> _STATED GOAL_
Pull each line containing "screenshot" out of the data and copy it.

> _RECORDS_
[start]
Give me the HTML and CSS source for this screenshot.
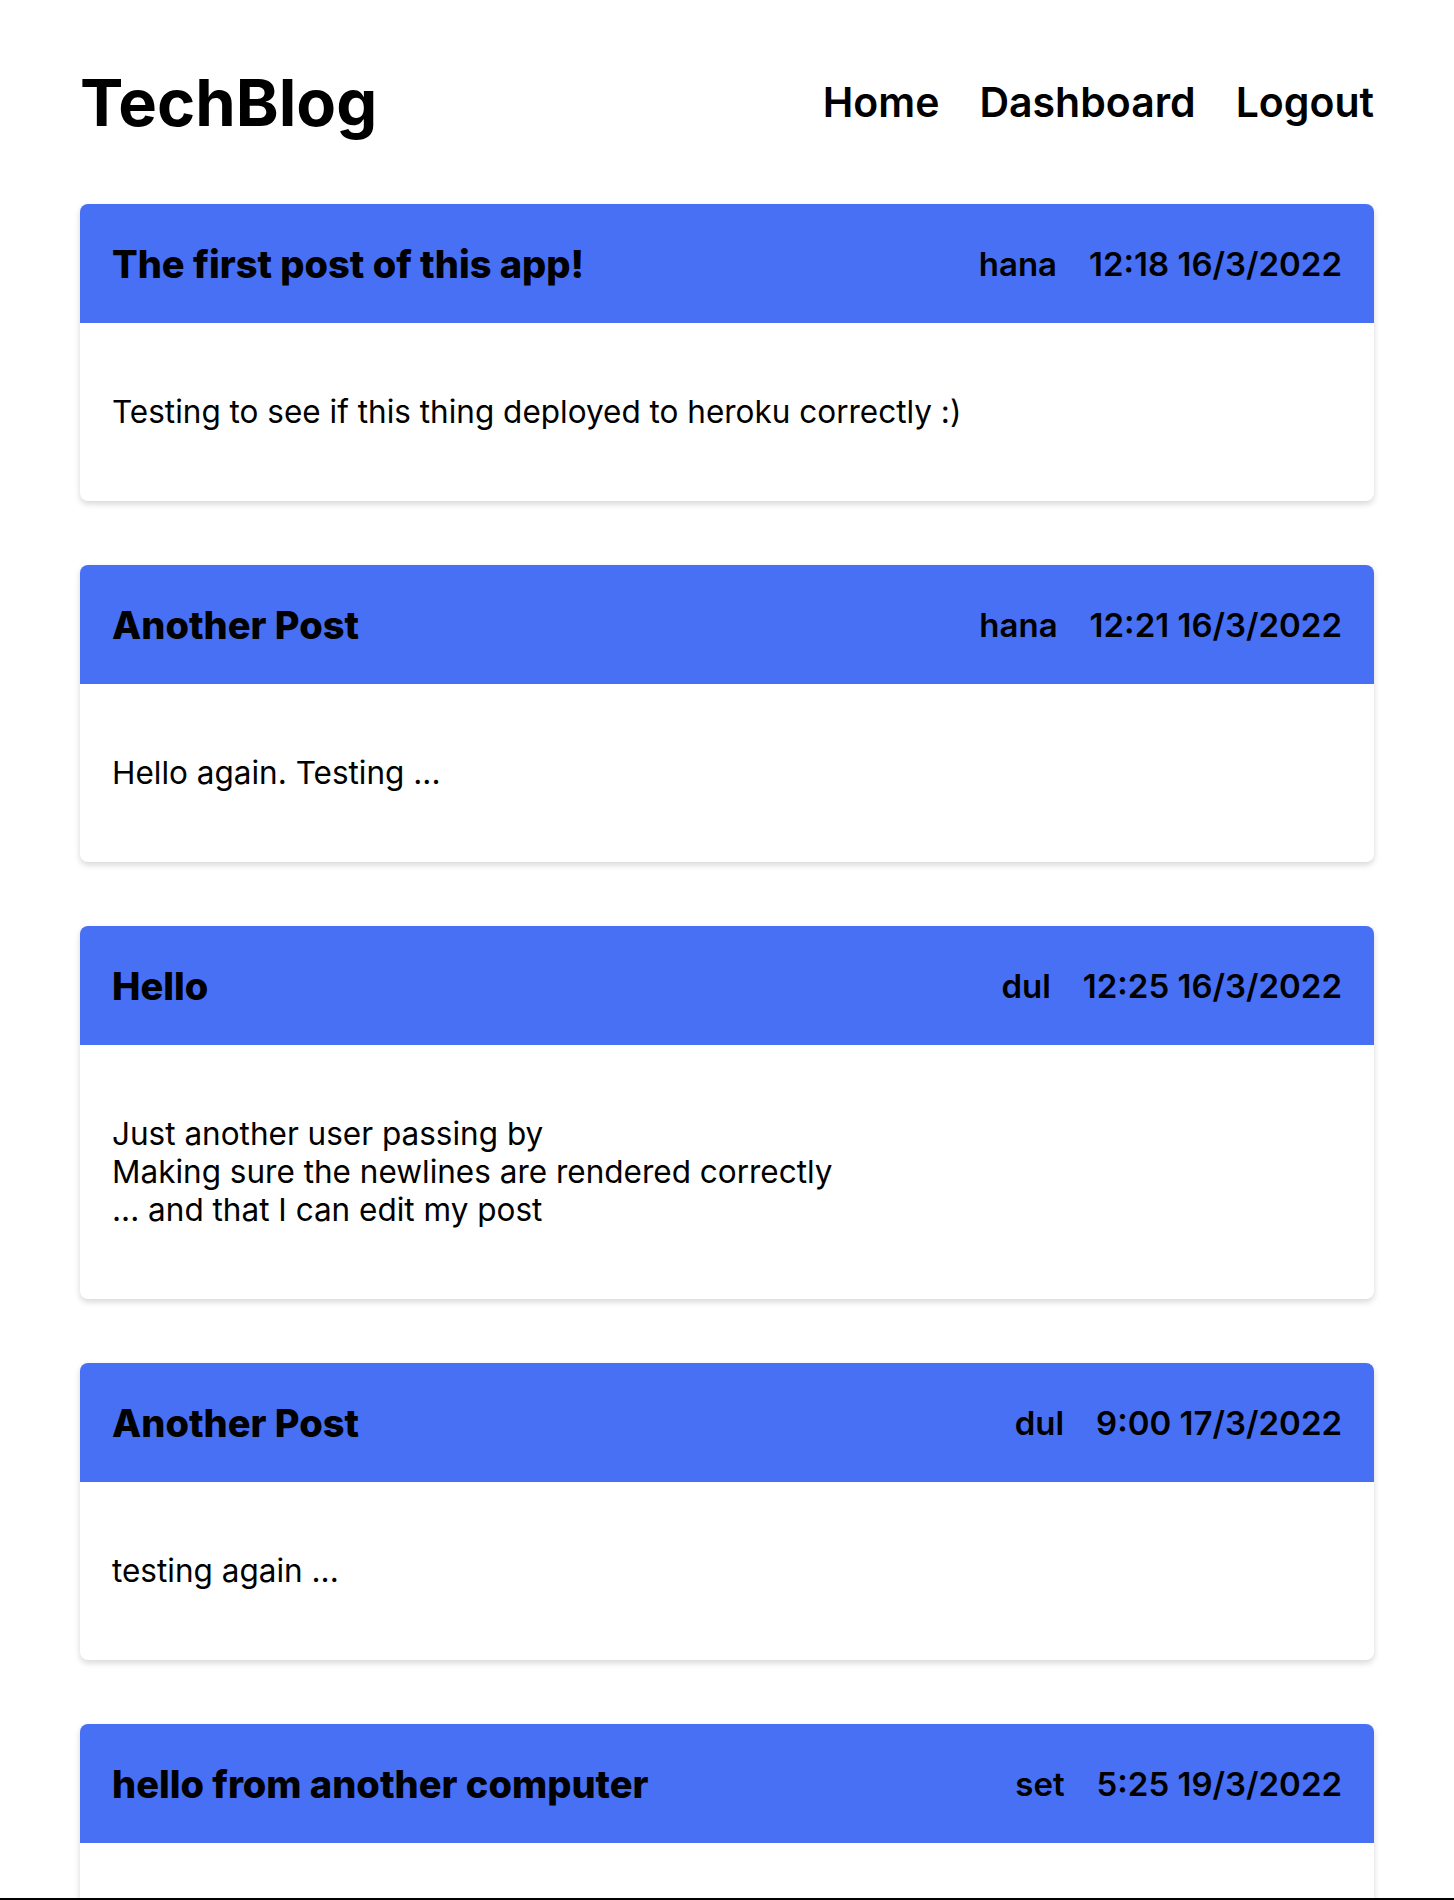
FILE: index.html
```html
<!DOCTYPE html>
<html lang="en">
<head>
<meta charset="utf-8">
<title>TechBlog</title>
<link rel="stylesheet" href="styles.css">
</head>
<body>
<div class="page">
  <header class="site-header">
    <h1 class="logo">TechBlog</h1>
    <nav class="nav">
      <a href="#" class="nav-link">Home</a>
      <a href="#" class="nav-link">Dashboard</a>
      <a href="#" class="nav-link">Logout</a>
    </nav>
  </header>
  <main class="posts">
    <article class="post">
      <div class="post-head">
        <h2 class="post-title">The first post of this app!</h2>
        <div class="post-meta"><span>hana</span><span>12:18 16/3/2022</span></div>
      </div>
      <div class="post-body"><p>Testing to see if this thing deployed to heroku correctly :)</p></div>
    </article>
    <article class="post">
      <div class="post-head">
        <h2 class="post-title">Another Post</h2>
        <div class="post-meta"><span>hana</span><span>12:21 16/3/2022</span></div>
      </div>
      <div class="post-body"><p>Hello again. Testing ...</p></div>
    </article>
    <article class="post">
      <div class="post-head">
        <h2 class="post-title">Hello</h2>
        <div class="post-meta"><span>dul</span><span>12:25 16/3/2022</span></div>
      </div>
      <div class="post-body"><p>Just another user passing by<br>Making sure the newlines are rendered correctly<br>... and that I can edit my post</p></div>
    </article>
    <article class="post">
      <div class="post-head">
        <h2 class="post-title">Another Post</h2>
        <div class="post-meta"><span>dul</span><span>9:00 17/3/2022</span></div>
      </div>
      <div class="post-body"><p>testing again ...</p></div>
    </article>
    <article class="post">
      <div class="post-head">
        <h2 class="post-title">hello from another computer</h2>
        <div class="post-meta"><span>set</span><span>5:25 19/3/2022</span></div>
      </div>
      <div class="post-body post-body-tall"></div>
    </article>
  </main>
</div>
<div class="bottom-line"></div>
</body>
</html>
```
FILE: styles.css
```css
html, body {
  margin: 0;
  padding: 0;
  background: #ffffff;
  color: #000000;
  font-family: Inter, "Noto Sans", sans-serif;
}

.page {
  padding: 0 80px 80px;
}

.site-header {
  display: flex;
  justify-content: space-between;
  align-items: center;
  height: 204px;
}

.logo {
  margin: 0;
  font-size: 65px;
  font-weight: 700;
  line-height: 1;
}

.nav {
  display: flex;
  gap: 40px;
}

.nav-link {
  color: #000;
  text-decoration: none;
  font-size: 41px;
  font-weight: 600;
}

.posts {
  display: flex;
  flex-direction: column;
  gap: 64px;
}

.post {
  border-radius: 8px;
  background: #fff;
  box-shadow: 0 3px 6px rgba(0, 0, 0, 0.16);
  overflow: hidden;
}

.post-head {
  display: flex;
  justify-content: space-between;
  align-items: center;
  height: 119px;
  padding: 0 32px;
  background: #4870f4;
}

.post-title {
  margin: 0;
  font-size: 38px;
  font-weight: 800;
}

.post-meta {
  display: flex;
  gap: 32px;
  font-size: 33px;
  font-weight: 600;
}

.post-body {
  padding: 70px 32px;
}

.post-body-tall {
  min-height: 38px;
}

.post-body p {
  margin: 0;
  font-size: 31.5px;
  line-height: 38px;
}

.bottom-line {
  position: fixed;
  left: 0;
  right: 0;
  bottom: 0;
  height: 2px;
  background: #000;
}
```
[end]
[start]
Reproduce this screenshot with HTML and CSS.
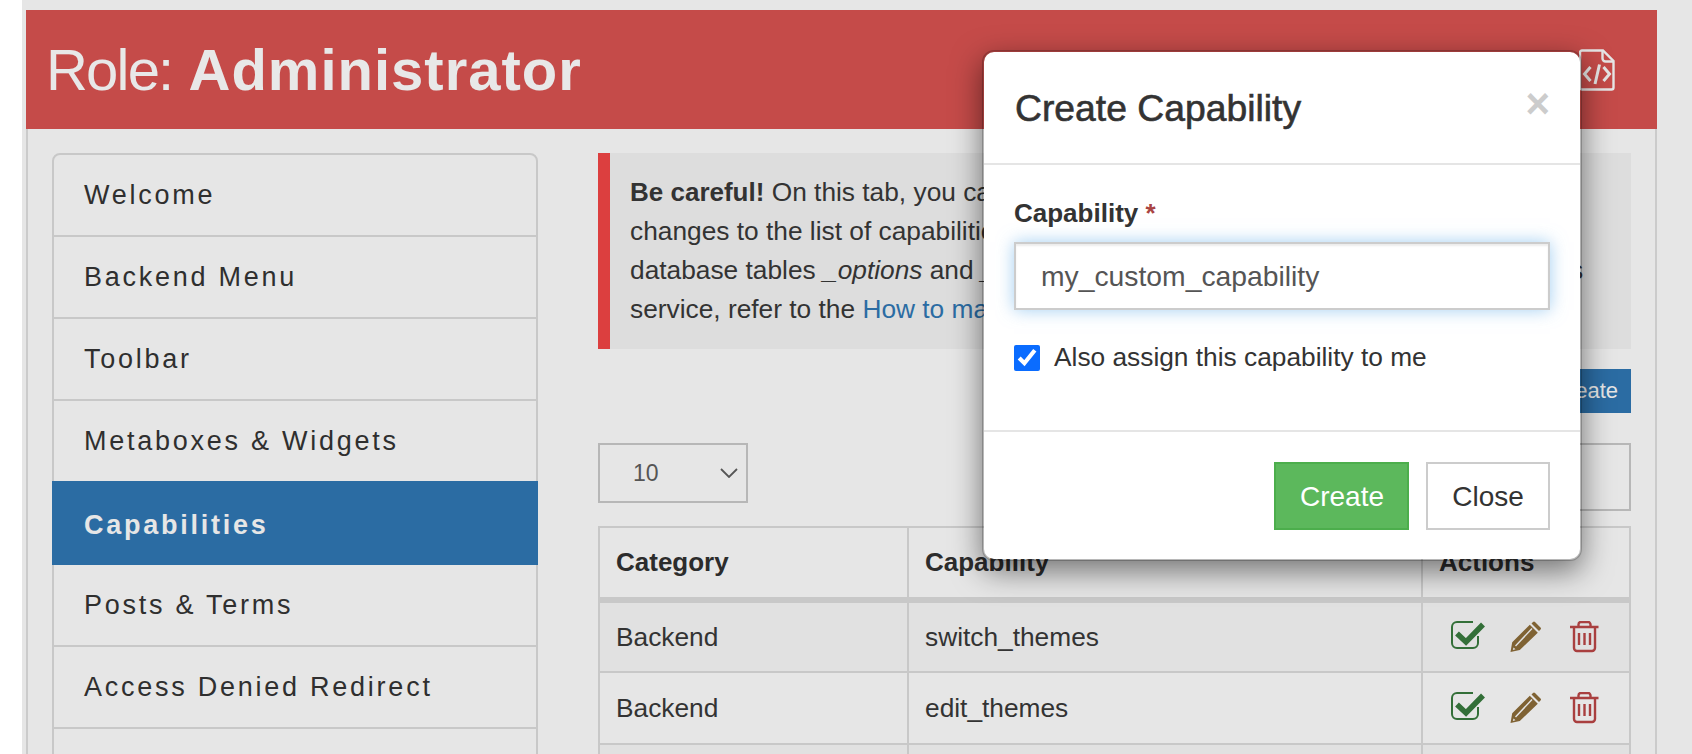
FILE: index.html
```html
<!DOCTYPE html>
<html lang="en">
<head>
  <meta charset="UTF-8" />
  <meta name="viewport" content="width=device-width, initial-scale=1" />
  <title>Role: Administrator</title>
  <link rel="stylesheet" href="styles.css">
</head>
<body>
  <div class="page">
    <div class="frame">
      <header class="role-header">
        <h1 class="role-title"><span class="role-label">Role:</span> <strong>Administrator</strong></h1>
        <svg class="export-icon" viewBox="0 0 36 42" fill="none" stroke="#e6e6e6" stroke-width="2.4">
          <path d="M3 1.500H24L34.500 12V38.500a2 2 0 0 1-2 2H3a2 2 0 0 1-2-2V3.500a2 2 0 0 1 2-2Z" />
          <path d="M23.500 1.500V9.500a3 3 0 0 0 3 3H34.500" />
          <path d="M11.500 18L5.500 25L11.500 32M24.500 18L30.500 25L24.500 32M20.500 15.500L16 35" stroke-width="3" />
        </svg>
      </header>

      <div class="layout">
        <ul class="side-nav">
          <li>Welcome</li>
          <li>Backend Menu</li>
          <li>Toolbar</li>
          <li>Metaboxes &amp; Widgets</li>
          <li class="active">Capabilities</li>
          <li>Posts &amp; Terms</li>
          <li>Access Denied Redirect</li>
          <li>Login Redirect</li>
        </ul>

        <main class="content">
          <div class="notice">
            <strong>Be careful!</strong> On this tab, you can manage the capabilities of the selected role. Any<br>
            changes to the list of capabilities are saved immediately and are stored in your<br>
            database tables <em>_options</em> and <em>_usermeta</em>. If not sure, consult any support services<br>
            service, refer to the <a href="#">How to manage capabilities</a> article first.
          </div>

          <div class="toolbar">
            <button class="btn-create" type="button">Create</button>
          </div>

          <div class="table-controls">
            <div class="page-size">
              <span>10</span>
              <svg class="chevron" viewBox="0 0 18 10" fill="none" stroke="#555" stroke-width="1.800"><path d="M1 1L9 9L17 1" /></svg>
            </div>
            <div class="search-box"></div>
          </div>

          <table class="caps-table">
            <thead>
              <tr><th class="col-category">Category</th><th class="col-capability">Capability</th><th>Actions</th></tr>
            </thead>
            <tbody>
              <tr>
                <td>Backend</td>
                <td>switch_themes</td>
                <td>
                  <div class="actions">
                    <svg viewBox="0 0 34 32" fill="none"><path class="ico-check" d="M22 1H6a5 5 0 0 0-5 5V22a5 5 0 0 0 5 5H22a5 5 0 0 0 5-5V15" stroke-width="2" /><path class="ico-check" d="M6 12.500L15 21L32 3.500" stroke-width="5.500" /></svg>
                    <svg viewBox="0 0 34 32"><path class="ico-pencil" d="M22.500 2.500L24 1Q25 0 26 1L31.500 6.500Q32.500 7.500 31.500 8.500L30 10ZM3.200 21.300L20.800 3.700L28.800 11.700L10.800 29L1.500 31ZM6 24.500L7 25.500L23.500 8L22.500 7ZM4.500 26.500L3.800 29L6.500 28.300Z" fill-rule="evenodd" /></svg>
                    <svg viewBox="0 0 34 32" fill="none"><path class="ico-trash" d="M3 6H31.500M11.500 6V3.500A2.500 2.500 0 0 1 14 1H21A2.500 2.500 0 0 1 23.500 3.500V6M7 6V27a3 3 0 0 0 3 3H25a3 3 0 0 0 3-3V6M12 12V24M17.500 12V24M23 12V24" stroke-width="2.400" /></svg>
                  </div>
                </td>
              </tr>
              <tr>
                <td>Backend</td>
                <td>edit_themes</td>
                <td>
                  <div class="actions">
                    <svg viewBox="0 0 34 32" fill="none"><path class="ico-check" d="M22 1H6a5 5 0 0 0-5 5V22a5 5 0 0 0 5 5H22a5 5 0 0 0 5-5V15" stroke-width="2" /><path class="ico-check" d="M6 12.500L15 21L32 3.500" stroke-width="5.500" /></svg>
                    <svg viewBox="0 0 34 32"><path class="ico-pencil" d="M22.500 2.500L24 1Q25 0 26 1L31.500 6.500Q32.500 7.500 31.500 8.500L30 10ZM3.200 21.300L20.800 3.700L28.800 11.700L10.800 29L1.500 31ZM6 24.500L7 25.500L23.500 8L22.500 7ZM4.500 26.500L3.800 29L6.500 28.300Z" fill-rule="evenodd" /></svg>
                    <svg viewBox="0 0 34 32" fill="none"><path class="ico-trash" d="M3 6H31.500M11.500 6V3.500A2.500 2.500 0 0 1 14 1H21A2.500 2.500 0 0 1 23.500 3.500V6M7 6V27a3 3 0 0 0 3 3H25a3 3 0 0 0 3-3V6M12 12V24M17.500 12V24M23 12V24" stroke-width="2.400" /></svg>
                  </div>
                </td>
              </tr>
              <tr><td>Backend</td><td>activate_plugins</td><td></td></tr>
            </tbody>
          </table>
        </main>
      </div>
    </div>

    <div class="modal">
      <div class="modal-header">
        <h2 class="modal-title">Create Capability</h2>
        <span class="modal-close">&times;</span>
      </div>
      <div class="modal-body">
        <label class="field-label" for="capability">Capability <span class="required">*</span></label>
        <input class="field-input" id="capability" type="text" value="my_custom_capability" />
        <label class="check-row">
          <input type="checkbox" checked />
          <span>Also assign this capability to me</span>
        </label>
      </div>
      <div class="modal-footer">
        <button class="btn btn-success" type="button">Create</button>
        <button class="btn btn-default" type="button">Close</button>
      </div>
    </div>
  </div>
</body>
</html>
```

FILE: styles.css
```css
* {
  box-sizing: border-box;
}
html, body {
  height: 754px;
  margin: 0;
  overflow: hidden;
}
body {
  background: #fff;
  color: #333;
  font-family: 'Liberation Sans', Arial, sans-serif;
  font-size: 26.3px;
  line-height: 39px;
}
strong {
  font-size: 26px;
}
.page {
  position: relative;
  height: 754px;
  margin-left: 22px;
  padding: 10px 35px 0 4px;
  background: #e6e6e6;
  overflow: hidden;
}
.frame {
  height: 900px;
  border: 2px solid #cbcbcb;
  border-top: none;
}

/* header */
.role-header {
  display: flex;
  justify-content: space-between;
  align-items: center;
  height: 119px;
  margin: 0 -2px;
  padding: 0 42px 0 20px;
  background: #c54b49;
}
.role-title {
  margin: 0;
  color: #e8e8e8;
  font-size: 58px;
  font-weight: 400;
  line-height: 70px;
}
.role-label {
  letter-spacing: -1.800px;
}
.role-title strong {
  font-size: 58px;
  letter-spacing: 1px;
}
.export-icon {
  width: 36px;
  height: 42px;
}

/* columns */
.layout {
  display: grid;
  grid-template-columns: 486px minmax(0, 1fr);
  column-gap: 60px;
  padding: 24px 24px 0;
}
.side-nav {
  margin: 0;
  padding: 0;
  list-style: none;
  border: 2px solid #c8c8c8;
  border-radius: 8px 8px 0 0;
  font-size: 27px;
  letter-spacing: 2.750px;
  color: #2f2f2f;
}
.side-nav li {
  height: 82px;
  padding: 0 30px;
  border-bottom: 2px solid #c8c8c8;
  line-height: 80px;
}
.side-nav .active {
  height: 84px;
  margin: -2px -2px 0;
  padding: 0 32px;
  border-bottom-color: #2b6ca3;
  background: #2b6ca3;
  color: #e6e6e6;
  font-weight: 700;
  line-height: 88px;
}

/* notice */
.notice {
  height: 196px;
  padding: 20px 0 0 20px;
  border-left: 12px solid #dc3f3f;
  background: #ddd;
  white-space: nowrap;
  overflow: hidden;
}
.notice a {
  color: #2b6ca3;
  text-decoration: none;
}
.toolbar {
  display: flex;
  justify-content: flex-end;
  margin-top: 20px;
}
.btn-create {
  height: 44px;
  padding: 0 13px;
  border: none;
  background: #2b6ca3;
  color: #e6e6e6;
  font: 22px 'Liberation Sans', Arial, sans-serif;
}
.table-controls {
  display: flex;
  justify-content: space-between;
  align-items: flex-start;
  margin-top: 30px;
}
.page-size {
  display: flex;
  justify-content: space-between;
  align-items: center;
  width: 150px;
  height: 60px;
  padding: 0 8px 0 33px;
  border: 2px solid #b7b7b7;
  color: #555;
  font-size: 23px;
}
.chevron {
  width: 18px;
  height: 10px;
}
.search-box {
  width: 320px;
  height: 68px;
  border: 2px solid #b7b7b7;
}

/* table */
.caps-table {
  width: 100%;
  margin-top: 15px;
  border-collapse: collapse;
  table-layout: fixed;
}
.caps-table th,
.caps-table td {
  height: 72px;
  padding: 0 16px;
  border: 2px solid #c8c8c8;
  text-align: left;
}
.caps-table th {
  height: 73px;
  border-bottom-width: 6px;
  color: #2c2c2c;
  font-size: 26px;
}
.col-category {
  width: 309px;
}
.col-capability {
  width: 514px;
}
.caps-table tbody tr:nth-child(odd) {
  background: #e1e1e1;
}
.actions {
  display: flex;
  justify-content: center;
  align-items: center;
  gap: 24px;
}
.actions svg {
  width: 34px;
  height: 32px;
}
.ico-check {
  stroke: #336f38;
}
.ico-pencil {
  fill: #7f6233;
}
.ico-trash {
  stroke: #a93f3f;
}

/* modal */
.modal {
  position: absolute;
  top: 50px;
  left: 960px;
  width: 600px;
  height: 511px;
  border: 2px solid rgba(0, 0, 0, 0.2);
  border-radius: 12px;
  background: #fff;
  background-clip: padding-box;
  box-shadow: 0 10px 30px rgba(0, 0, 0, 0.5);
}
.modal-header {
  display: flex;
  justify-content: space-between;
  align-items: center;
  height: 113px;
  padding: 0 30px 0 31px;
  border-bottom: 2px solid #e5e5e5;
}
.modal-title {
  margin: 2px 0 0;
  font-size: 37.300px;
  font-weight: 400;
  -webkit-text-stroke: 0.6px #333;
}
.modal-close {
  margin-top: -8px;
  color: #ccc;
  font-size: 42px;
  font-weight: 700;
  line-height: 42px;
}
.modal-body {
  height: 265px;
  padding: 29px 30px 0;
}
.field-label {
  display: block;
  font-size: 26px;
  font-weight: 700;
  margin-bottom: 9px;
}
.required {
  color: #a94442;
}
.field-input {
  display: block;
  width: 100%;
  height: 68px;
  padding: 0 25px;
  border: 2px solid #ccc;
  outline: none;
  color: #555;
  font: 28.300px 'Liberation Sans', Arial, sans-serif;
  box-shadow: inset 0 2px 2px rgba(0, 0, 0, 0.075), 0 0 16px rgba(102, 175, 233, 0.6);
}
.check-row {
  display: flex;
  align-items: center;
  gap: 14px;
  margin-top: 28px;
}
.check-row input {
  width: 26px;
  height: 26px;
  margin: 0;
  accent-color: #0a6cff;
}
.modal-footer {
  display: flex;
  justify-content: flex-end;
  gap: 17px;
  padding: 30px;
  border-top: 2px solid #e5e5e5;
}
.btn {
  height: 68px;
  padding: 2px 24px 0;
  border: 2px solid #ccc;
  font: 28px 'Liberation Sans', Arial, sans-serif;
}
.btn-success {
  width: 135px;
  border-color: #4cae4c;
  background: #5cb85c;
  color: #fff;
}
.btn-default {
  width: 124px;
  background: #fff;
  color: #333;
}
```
[end]
> _SOLUTION FOR THIS TASK_
Give me the HTML and CSS source for this screenshot.
Reproduce this screenshot with HTML and CSS.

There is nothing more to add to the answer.